What advice would you give to a student considering making an application to the department?
Go and get some experience, either by doing voluntary work, or paid care work. Also, make sure you read around the subject – read some of the social work textbooks and try and make the connections between what they say about professional social work and your role in your voluntary or paid care work.
It’s a great idea to talk to people already working as social workers.
I also agree with the points which Dr Tina Skinner made in her interview about ensuring you find out about the content of the degree course from the website, attend a university open day and check your predicted grades against what’s required for the course.
What kind of information are you interested in when looking at personal statements?
I’m always interested in reading about how an applicant’s work experience has encouraged them to consider studying social work.
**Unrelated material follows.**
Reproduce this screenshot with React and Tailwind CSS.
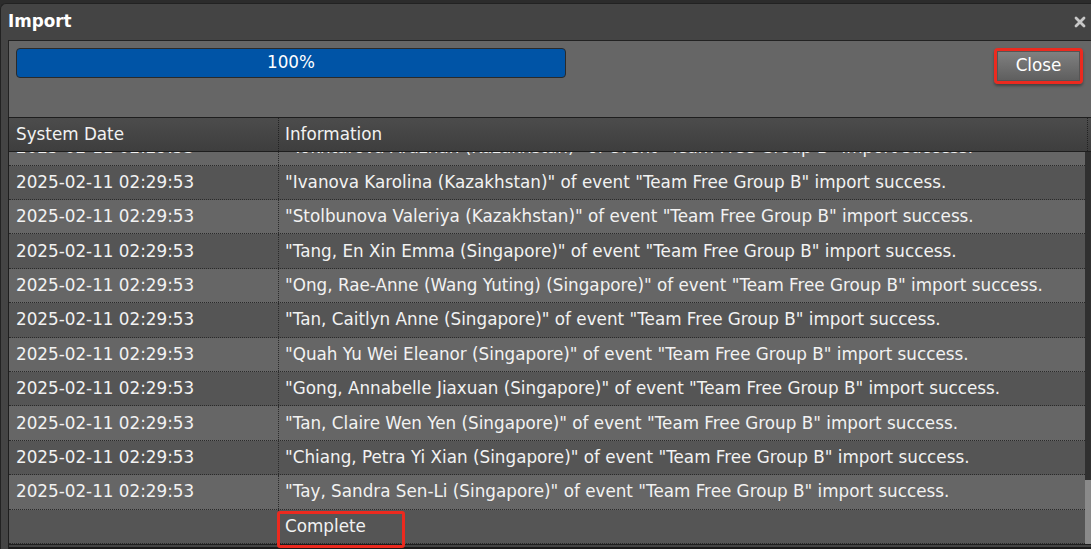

Your personal reflections on your experiences, and how they relate to the degree course content, are what’s interesting (rather than a description of what you did).
You could also refer to units in your college course which you’ve particularly enjoyed and how they relate to the content of the degree.
Is there anything in particular which applicants currently on national diploma courses should bear in mind when making an application?
Everything which Tina said in response to this question is also relevant to the social work course! (see below)
The Department of Social and Policy Sciences really encourages you to apply!
Make sure you check the GCSE requirement for the course you are planning to apply for (in particular grade C or above or level 2 equivalent in Maths and English).
When deciding which course might be best for you, it’s worth checking the assessment methods used – some universities may assess their social policy courses 100% on exams, whilst others may be assessed mainly on coursework. At Bath, our assessment method for Social Policy includes both exams and coursework.
Don’t underestimate the benefits of having done work placements as part of your level 3 course – they give you an opportunity to reflect on the link between your academic study and professional practice. Also, remember that as a student in a further education college, you’ll have had useful experience of an independent approach to studying which will put you in a good position when you start university.
It’s a good idea to include details of which units you are taking as part of your national diploma and grades gained so far – this enables us to see where you have done well in units which are particularly relevant for the degree course
Which national diploma courses will you consider and why?
We will consider applicants from any national diploma subject (as well as other vocational courses such as the CACHE Diploma in Childcare and Education). This is the same approach as we take to applicants with A levels where no specific subject is required.
You’re application will be considered as long as you have the required grades and meet the other criteria outlined in the prospectus for the BSc Social Work and Applied Social Studies such as grade C or above (or equivalent qualification) in GCSE Maths and English Language a satisfactory Criminal Records Bureau check and a satisfactory declaration of health.